Już parę lat temu próbowałem przeprowadzić rozeznanie w sprawie możliwości dofinansowania budowy zewnętrznych wind czy podnośników osobowych. Rozmawiałem nawet z osobą zajmującą się tym tematem w jednej z poznańskich spółdzielni. Podchodziłem jednak do tego sceptycznie, mając świadomość ograniczeń istniejących w naszych zasobach. Trzeba bowiem pamiętać, że chcielibyśmy, aby winda umożliwiała dostęp na każdy poziom mieszkalny.
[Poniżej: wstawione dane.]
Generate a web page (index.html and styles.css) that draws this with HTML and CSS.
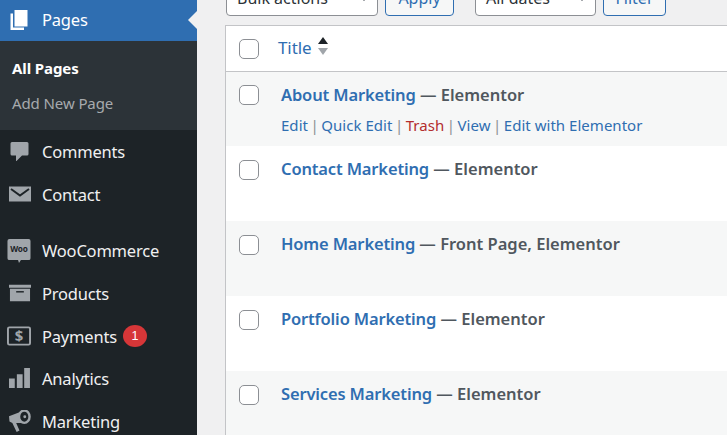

Budowa windy od strony klatki schodowej oznacza, że docieramy dopiero na poziom półpiętra, więc i tak trzeba jeszcze pokonać kilka stopni w górę albo w dół. Nie możemy też pozbawić kogoś pokoju czy innego pomieszczenia, żeby zrobić wejście z mieszkania na klatkę. Z kolei budowa szybu windowego na zewnątrz, od strony klatki, również powoduje, że winda zatrzymuje się na półpiętrze, co zaburza płynność komunikacyjną. Dlatego tam, gdzie byłoby to możliwe, można by rozważyć poszerzenie kompleksów wiatrołapów i dobudowanie szybu windowego, który umożliwiłby dostęp przynajmniej na półpiętra w każdej klatce.